The Buddha was a human being, like you and me, who was able to practice a very simple form of meditation which we now call Vipassana (literally translated as super-seeing or insight). Discovering this practice, the Buddha woke up in a big way. He was able to transcend the cycles of suffering with which you and I wrestle every day, the ups and downs associated with our attachments to life being different than it is. The good news is that we all have the capacity to wake up to and surrender our attachments, to accept the variable and ever-changing experience of being human. The Buddha’s experience of inner peace is available to all of us.
The second of the three jewels is the Dharma, or the teachings of the Buddha. After attaining enlightenment, the Buddha taught for many years. We can study his teachings, analyze them, and incorporate them into our lives. The Buddha was big on self-examination—he said that we should not take anything he said at face value, but rather, explore his teachings for ourselves and discover whether or not they actually aligned with our own personal experience.
Having taken that guidance to heart, I've spent decades exploring and experimenting and have developed a deep appreciation and love for Dharma; I have studied Buddhist Dharma and Hindu Dharma, as well as Christian, Taoist and Muslim “Dharmas” or wisdom teachings.

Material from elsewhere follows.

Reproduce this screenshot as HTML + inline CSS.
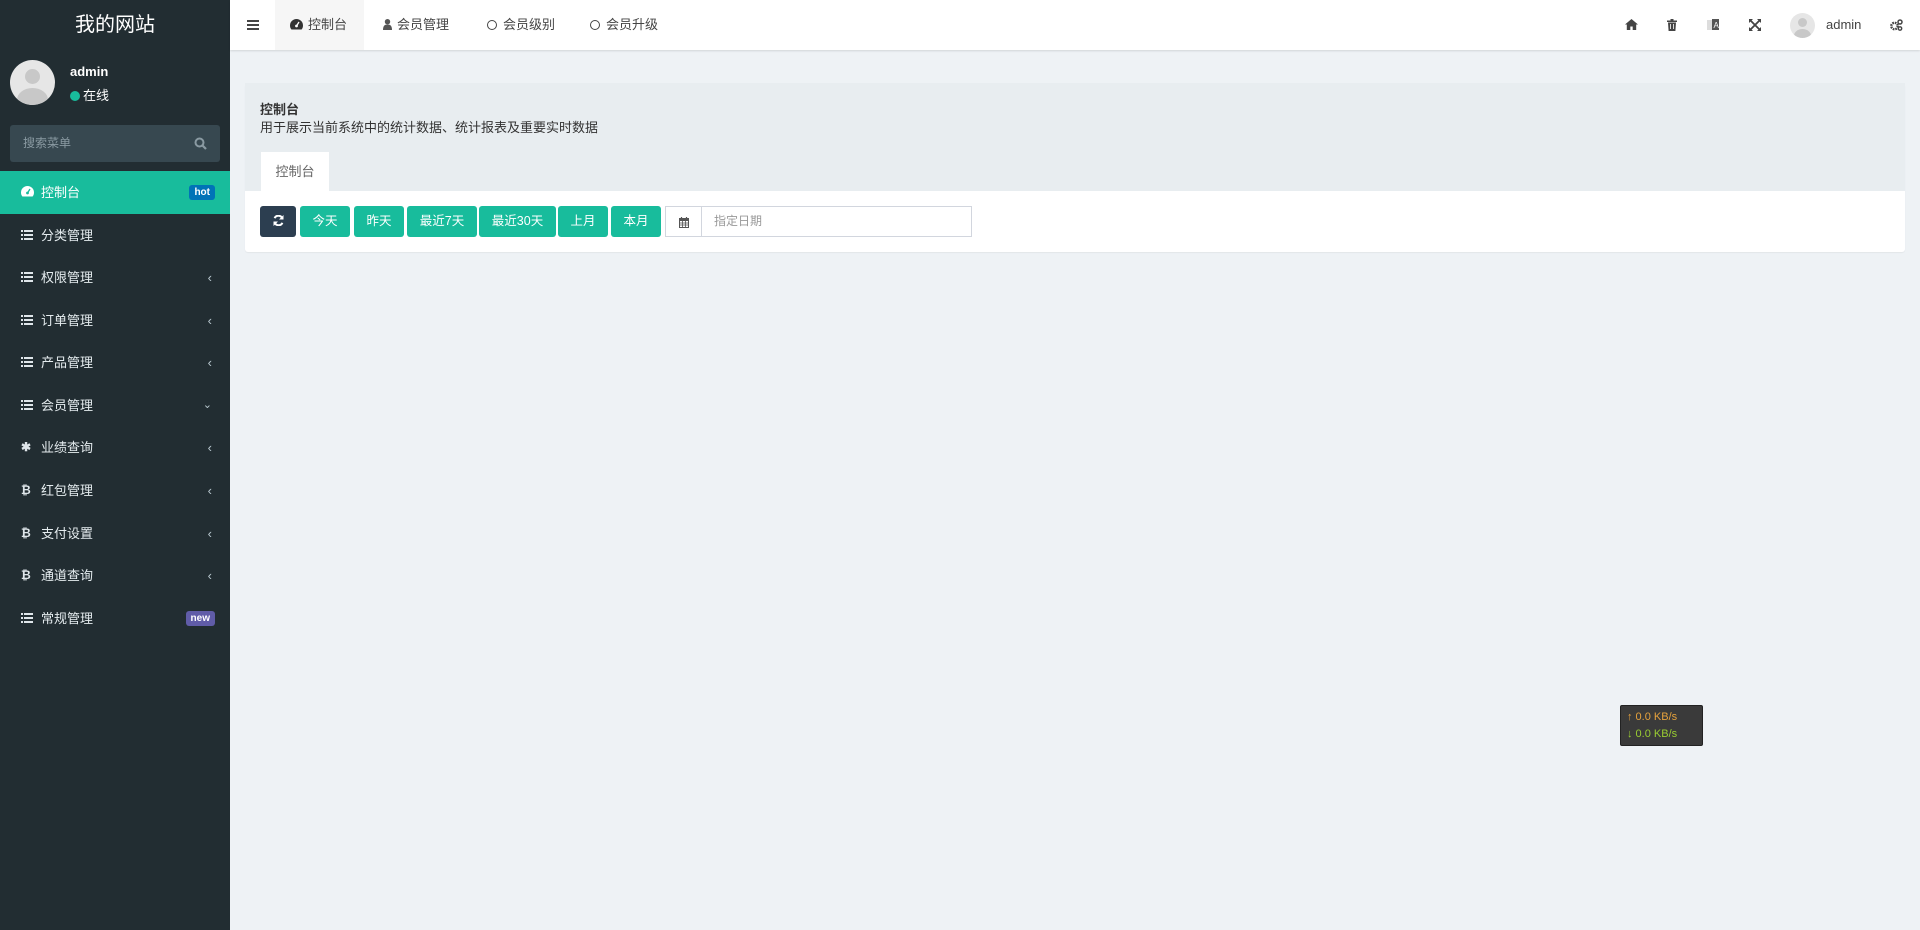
<!DOCTYPE html>
<html><head><meta charset="utf-8"><style>
*{box-sizing:border-box;margin:0;padding:0}
body{width:1920px;height:930px;overflow:hidden;background:#eef2f5;font-family:"Liberation Sans","Noto Sans CJK SC",sans-serif;font-size:13px;color:#333;position:relative}
.sb{position:absolute;left:0;top:0;width:230px;height:930px;background:#222d32}
.logo{height:50px;line-height:50px;text-align:center;color:#fff;font-size:20px}
.av{position:absolute;left:10px;top:60px;width:45px;height:45px;border-radius:50%;background:#e6e6e6;overflow:hidden}
.av:before{content:"";position:absolute;left:15px;top:9px;width:15px;height:15px;border-radius:50%;background:#c8c8c8}
.av:after{content:"";position:absolute;left:7px;top:28px;width:31px;height:24px;border-radius:50%;background:#c8c8c8}
.un{position:absolute;left:70px;top:64px;color:#fff;font-weight:bold;font-size:13px}
.st{position:absolute;left:70px;top:85px;color:#fff;font-size:13px}
.st i{display:inline-block;width:10px;height:10px;border-radius:50%;background:#18bc9c;margin-right:3px;vertical-align:-1px}
.sr{position:absolute;left:10px;top:125px;width:210px;height:37px;background:#374850;border-radius:3px;color:#8a9aa2;font-size:12px;line-height:37px;padding-left:13px}
.sr svg{position:absolute;right:13px;top:12px}
.mi{position:absolute;left:0;width:230px;height:43px;line-height:43px;color:#e5ecef;font-size:13px;padding-left:41px}
.mi.a{background:#18bc9c;color:#fff}
.mi .ic{position:absolute;left:21px;top:0;font-size:12px;color:#dfe6ea;font-weight:bold}
.mi .ic svg{vertical-align:-1px}
.mi .ar{position:absolute;right:18px;top:0;font-size:13px;color:#b8c7ce}
.bd{position:absolute;right:15px;top:14px;height:15px;line-height:15px;font-size:10px;font-weight:bold;padding:0 5px;border-radius:3px;color:#fff}
.hd{position:absolute;left:230px;top:0;right:0;height:50px;background:#fff;box-shadow:0 1px 2px rgba(0,0,0,.12)}
.ht{position:absolute;top:0;height:50px;line-height:49px;font-size:13px;color:#444}
.ht svg{vertical-align:-1px;margin-right:5px}
.o{display:inline-block;width:10px;height:10px;border:1.6px solid #444;border-radius:50%;margin-right:6px;vertical-align:-1px}
.ri{position:absolute;top:19px}
.pn{position:absolute;left:245px;top:83px;width:1660px;height:169px;background:#fff;border-radius:3px;box-shadow:0 1px 1px rgba(0,0,0,.05)}
.ph{height:108px;background:#e8edf0;position:relative}
.ph b{position:absolute;left:15px;top:16px;font-size:13px}
.ph p{position:absolute;left:15px;top:34px;font-size:13px;color:#333}
.tb{position:absolute;left:16px;top:69px;width:68px;height:39px;background:#fff;line-height:39px;text-align:center;color:#666;font-size:13px}
.bt{position:absolute;top:123px;height:31px;line-height:31px;background:#18bc9c;color:#fff;font-size:12.5px;text-align:center;border-radius:3px}
.nw{position:absolute;left:1620px;top:705px;width:83px;height:41px;background:#3a3a3a;border:1px solid #222;border-radius:2px;font-size:11px;padding:3px 6px;line-height:17px}
</style></head><body>
<div class="sb">
<div class="logo">我的网站</div>
<div class="av"></div>
<div class="un">admin</div>
<div class="st"><i></i>在线</div>
<div class="sr">搜索菜单<svg width="13" height="13" viewBox="0 0 13 13"><circle cx="5.5" cy="5.5" r="4" stroke="#8a9aa2" stroke-width="2" fill="none"/><path d="M8.5 8.5l3.5 3.5" stroke="#8a9aa2" stroke-width="2.2"/></svg></div>
<div class="mi a" style="top:171px"><span class="ic"><svg width="13" height="11" viewBox="0 0 13 11"><path d="M6.5 0A6.5 6.5 0 0 0 0 6.5c0 1.6.5 3 1.4 4h10.2c.9-1 1.4-2.4 1.4-4A6.5 6.5 0 0 0 6.5 0z" fill="#fff"/><circle cx="6.5" cy="7" r="1.4" fill="#18bc9c"/><path d="M6.5 7l2.5-4" stroke="#18bc9c" stroke-width="1.3"/></svg></span>控制台<span class="bd" style="background:#0073b7">hot</span></div>
<div class="mi" style="top:214px"><span class="ic"><svg width="12" height="10" viewBox="0 0 12 10"><path d="M0 0h2v2H0zM3 0h9v2H3zM0 4h2v2H0zM3 4h9v2H3zM0 8h2v2H0zM3 8h9v2H3z" fill="#dfe6ea"/></svg></span>分类管理</div>
<div class="mi" style="top:256px"><span class="ic"><svg width="12" height="10" viewBox="0 0 12 10"><path d="M0 0h2v2H0zM3 0h9v2H3zM0 4h2v2H0zM3 4h9v2H3zM0 8h2v2H0zM3 8h9v2H3z" fill="#dfe6ea"/></svg></span>权限管理<span class="ar">‹</span></div>
<div class="mi" style="top:299px"><span class="ic"><svg width="12" height="10" viewBox="0 0 12 10"><path d="M0 0h2v2H0zM3 0h9v2H3zM0 4h2v2H0zM3 4h9v2H3zM0 8h2v2H0zM3 8h9v2H3z" fill="#dfe6ea"/></svg></span>订单管理<span class="ar">‹</span></div>
<div class="mi" style="top:341px"><span class="ic"><svg width="12" height="10" viewBox="0 0 12 10"><path d="M0 0h2v2H0zM3 0h9v2H3zM0 4h2v2H0zM3 4h9v2H3zM0 8h2v2H0zM3 8h9v2H3z" fill="#dfe6ea"/></svg></span>产品管理<span class="ar">‹</span></div>
<div class="mi" style="top:384px"><span class="ic"><svg width="12" height="10" viewBox="0 0 12 10"><path d="M0 0h2v2H0zM3 0h9v2H3zM0 4h2v2H0zM3 4h9v2H3zM0 8h2v2H0zM3 8h9v2H3z" fill="#dfe6ea"/></svg></span>会员管理<span class="ar" style="font-size:11px">&#8964;</span></div>
<div class="mi" style="top:426px"><span class="ic">✱</span>业绩查询<span class="ar">‹</span></div>
<div class="mi" style="top:469px"><span class="ic">₿</span>红包管理<span class="ar">‹</span></div>
<div class="mi" style="top:512px"><span class="ic">₿</span>支付设置<span class="ar">‹</span></div>
<div class="mi" style="top:554px"><span class="ic">₿</span>通道查询<span class="ar">‹</span></div>
<div class="mi" style="top:597px"><span class="ic"><svg width="12" height="10" viewBox="0 0 12 10"><path d="M0 0h2v2H0zM3 0h9v2H3zM0 4h2v2H0zM3 4h9v2H3zM0 8h2v2H0zM3 8h9v2H3z" fill="#dfe6ea"/></svg></span>常规管理<span class="bd" style="background:#605ca8">new</span></div>
</div>
<div class="hd">
<div class="ht" style="left:17px"><svg width="12" height="10" viewBox="0 0 12 10"><path d="M0 0h12v2H0zM0 4h12v2H0zM0 8h12v2H0z" fill="#444"/></svg></div>
<div class="ht" style="left:45px;width:89px;background:#f6f6f6;padding-left:15px"><svg width="13" height="11" viewBox="0 0 13 11"><path d="M6.5 0A6.5 6.5 0 0 0 0 6.5c0 1.6.5 3 1.4 4h10.2c.9-1 1.4-2.4 1.4-4A6.5 6.5 0 0 0 6.5 0z" fill="#333"/><circle cx="6.5" cy="7" r="1.4" fill="#fff"/><path d="M6.5 7l2.5-4" stroke="#fff" stroke-width="1.3"/></svg>控制台</div>
<div class="ht" style="left:153px"><svg width="9" height="11" viewBox="0 0 9 11"><circle cx="4.5" cy="2.7" r="2.7" fill="#555"/><path d="M0 11c0-4 1.5-5.5 4.5-5.5S9 7 9 11z" fill="#555"/></svg>会员管理</div>
<div class="ht" style="left:257px"><i class="o"></i>会员级别</div>
<div class="ht" style="left:360px"><i class="o"></i>会员升级</div>
<svg class="ri" style="left:1395px" width="13" height="11" viewBox="0 0 13 11"><path d="M6.5 0L0 5.5h1.8V11h3.5V7.5h2.4V11h3.5V5.5H13z" fill="#444"/></svg>
<svg class="ri" style="left:1437px" width="10" height="12" viewBox="0 0 10 12"><path d="M0 1.5h10v1.5H0zM3.5 0h3v1.5h-3zM1 3.5h8l-.6 8.5H1.6z" fill="#444"/><path d="M3.5 5v5M6.5 5v5" stroke="#fff" stroke-width=".8"/></svg>
<svg class="ri" style="left:1477px" width="12" height="12" viewBox="0 0 12 12"><rect x="0" y="1" width="6" height="10" fill="#ddd"/><rect x="5" y="0" width="7" height="11" fill="#555"/><text x="6.5" y="9" font-size="8" fill="#fff" font-family="Liberation Sans">A</text></svg>
<svg class="ri" style="left:1519px" width="12" height="12" viewBox="0 0 12 12"><path d="M0 0h4L0 4zM12 0H8l4 4zM0 12h4L0 8zM12 12H8l4-4z" fill="#444"/><path d="M1.5 1.5l9 9M10.5 1.5l-9 9" stroke="#444" stroke-width="1.8"/></svg>
<div style="position:absolute;left:1560px;top:13px;width:25px;height:25px;border-radius:50%;background:#e6e6e6;overflow:hidden"><div style="position:absolute;left:8px;top:5px;width:9px;height:9px;border-radius:50%;background:#c8c8c8"></div><div style="position:absolute;left:4px;top:16px;width:17px;height:14px;border-radius:50%;background:#c8c8c8"></div></div>
<div class="ri" style="left:1596px;top:17px;font-size:13px;color:#444">admin</div>
<svg class="ri" style="left:1660px" width="13" height="12" viewBox="0 0 13 12"><circle cx="4.5" cy="7" r="3.2" stroke="#444" stroke-width="2.4" fill="none" stroke-dasharray="1.6 .9"/><circle cx="10" cy="3" r="2" stroke="#444" stroke-width="1.5" fill="none"/><circle cx="10" cy="9.5" r="1.7" stroke="#444" stroke-width="1.4" fill="none"/></svg>
</div>
<div class="pn">
<div class="ph"><b>控制台</b><p>用于展示当前系统中的统计数据、统计报表及重要实时数据</p><div class="tb">控制台</div></div>
<div class="bt" style="left:15px;width:36px;background:#2c3e50"><svg width="11" height="11" viewBox="0 0 11 11" style="vertical-align:-1px"><path d="M9.5 4A4.2 4.2 0 0 0 1.6 3.2M1.5 7a4.2 4.2 0 0 0 7.9.8" stroke="#fff" stroke-width="2" fill="none"/><path d="M10.5 0v4.5H6zM.5 11V6.5H5z" fill="#fff"/></svg></div>
<div class="bt" style="left:55px;width:50px">今天</div>
<div class="bt" style="left:109px;width:50px">昨天</div>
<div class="bt" style="left:162px;width:70px">最近7天</div>
<div class="bt" style="left:234px;width:77px">最近30天</div>
<div class="bt" style="left:313px;width:50px">上月</div>
<div class="bt" style="left:366px;width:50px">本月</div>
<div style="position:absolute;left:420px;top:123px;width:37px;height:31px;border:1px solid #d2d6de;text-align:center;padding-top:9px"><svg width="10" height="11" viewBox="0 0 10 11"><rect x="0" y="1" width="10" height="10" fill="#555"/><path d="M1 4h8v6H1z" fill="#fff"/><path d="M3.5 4v6M6.5 4v6M1 6h8M1 8h8" stroke="#555" stroke-width=".8"/><path d="M2.5 0v2M7.5 0v2" stroke="#555" stroke-width="1.2"/></svg></div>
<div style="position:absolute;left:456px;top:123px;width:271px;height:31px;border:1px solid #d2d6de;line-height:29px;padding-left:12px;font-size:12px;color:#999">指定日期</div>
</div>
<div class="nw"><div style="color:#e6a23c">↑ 0.0 KB/s</div><div style="color:#9acd32">↓ 0.0 KB/s</div></div>
</body></html>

All the great iconic spiritual leaders, including Jesus Christ, Krishna, Buddha, Mohammed and myriad others have blessed us with guidance for living life in ways that will be meaningful, authentic, and loving. I am not drawn to the dogma of the religions that have been constructed around the various Dharmas, but I have committed to a lifetime of receiving the wisdom of great teachers, applying their guidance in my everyday life, and sharing my insight and deepening awareness with others.

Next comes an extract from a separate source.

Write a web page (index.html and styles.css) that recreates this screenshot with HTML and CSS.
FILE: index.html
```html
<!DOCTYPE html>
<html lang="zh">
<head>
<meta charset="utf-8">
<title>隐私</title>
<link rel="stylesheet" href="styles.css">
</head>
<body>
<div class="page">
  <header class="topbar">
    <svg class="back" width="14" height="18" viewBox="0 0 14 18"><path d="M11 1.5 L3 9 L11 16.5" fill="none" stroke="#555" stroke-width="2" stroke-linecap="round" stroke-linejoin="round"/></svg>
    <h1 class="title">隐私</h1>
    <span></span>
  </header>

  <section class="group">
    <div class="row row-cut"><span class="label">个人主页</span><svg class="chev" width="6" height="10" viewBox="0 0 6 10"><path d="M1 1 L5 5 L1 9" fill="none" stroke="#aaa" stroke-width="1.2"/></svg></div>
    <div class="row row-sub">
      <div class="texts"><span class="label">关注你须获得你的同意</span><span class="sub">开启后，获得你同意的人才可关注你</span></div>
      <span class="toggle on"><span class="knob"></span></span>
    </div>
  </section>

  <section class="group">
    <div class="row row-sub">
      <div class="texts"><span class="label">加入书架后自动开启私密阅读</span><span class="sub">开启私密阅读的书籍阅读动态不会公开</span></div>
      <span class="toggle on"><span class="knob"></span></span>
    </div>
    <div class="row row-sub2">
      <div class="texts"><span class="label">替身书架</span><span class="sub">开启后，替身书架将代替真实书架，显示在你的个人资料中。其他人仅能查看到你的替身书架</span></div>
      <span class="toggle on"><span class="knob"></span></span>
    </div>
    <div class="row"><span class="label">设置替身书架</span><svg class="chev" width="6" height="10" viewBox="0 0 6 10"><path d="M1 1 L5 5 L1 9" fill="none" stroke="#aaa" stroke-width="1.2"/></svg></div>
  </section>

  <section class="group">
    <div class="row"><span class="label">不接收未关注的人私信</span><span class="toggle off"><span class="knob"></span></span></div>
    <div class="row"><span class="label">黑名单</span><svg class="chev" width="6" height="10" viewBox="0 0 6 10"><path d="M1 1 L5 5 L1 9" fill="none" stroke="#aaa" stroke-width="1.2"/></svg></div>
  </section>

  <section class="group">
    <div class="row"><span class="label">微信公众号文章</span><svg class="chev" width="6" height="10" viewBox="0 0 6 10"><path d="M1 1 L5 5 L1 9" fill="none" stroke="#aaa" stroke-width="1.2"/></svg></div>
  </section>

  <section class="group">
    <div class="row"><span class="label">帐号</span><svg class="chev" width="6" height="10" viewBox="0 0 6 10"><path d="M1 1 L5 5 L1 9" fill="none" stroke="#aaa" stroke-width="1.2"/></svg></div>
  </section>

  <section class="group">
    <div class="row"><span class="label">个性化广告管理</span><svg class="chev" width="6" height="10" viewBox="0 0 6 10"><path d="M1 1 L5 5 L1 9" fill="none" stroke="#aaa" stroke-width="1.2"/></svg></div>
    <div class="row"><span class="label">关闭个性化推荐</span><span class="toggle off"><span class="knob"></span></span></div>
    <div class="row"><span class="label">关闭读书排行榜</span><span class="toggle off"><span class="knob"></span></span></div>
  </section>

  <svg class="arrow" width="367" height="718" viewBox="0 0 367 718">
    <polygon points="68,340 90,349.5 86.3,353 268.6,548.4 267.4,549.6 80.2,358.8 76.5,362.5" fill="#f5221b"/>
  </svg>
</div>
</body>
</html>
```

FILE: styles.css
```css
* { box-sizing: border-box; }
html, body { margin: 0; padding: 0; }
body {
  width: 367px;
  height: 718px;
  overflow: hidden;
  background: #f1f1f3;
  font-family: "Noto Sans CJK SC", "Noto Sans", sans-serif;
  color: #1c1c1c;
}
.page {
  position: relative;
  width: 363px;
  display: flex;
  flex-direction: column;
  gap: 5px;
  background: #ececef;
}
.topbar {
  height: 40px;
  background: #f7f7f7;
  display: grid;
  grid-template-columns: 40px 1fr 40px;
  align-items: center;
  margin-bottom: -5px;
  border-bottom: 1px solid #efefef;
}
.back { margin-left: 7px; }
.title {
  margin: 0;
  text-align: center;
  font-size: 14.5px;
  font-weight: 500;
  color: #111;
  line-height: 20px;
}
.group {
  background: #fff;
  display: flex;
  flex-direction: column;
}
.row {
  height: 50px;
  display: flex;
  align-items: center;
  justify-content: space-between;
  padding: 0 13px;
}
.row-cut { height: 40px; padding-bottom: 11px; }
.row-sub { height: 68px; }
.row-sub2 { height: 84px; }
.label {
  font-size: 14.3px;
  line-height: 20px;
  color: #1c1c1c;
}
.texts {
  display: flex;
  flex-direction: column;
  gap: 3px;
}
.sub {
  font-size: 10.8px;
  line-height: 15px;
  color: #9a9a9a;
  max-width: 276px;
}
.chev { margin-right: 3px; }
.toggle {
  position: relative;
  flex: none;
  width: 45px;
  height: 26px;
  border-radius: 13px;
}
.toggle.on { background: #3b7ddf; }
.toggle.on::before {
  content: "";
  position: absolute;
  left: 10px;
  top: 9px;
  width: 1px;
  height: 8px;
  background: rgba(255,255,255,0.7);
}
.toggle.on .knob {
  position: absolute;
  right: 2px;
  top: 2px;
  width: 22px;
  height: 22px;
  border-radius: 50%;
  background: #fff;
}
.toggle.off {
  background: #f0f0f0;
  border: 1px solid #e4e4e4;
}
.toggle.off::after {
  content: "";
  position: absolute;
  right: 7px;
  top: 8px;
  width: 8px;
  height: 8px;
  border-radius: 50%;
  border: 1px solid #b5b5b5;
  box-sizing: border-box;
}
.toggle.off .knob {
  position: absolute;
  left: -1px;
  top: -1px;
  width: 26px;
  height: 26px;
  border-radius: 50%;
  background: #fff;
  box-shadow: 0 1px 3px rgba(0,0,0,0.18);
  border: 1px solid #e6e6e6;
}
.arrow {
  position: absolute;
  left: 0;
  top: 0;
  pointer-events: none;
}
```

The third of the three jewels is the Sangha, or the community of supportive friends and fellows on the spiritual path. More conventionally thought of as a monastic community, in today’s world Sangha includes all those who are learning together to walk the talk of devotion and surrender to the wisdom of Dharma, whichever wisdom tradition or traditions resonate most clearly for that particular group or collective of humans. The point is the shared experience, the knowing that we are all in this together.
Sangha can be known through an experience of sitting in a room full of meditators and knowing that you are likely not the only one bored, falling asleep, or extremely anxious. Knowing there are other people going through the exact same thing you are can be of great comfort. Having access to other people with whom we can talk about our spiritual experiences, obstacles faced or challenges underway, who can offer us advice and guidance when we get discouraged or dejected along the way, this is Sangha. When someone takes refuge in Sangha they are not going it alone in a dark cave—they are growing, developing, evolving and practicing within a supportive community.
The three jewels are foundational for the Buddhist path though taking vow of refuge is not required to call ones self a Buddhist. And I find the jewels to be essential pilars of any spiritual path one chooses. A question does arises for me, however and that is . . . "is choosing a path necessary? Is choosing a teacher, a teaching and an associated community necessary?"
The answer is different for each of us, I suppose. But I’m discovering that most all the realized teachers I have followed, whose teachings I have studied, are saying the same thing. Using different, language, symbols, stories, songs and sacred references; they are all pointing toward home, toward reunion with that which we can feel and know to be our true nature, our essential self which seems to exist both within and beyond its physical manifestation. As a result, I'm not sure it matters much at all which lane you choose, but choosing and committing can help to focus; and focus helps to accelerate and deepen.
Then it is a question of which teacher, teaching and community most clearly speaks to or resonates with your innate sense of truth. And if you find yourself at a difficult psychological/spiritual intersection, do you perceive the teacher, the teaching or the community to be wrong or lacking in some way and move on, or do you deepen into your own resistance to the emerging relationship you have with lack, with not getting what you think you should from these inevitably fallible, always human teacher/teaching/community constructs.
As previously mentioned, it is a bit like getting married, only to a specific spiritual path. You could, (and I did) for example, meet someone and spark a romantic relationship and spend your lifetime (25 years, in my case) with that person without getting married. But there is something to be said for getting up in front of your friends and family, your community or Sangha and saying, “I’m in it with this person, for better or worse. I’m committed to standing by them and I am committed to being myself with them regardless of what may come.” There’s some weight in making that vow (which I finally did, with my husband, after 25 years).
In the same vein, taking a refuge vow is also standing in front of a supportive community and saying, “Okay. For better or worse, I’m in it with this Buddhist stuff, or this Hindu business, or this Christian approach, or this Wicca tradition . . . whatever. I’m committed to meditating, contemplating, praying, singing, chanting and exploring the example of the iconic (usually dead) leader. I’m committed to learning from the living human teachers representing and interpreting the OG guru and their teachings; and I’m committed to the community of other devoted souls, and will serve the highest good of all, faithfully and to the best of my ability.”
I recommend at least experimenting with such a commitment, (even if you put off the vow part), because immediately, as soon as you say “yes, I will,” “I do,” issues of personal will, willingness and resistance come into play and you’re off to the personal growth and self-awareness races . . .
Ultimately, while the support of the teacher and the community help us to embody the teachings, I’m not sure there is an absolute need for a life-long direct association with a living guru or teacher, or even community for that matter. However, developmentally, just like we need parents to guide us, set boundaries and help us learn about and respect our limitations, and stay the course when life gets hard, so too, living teachers help us awaken to those parts of ourselves we might otherwise resist or ignore. Metal sharpens metal . . . friction makes smooth. The imperfect human dimensions of these spiritual relationships, just like a marriage, reveal the perfection of the diamond in the coal, the human heart in the infinite soul.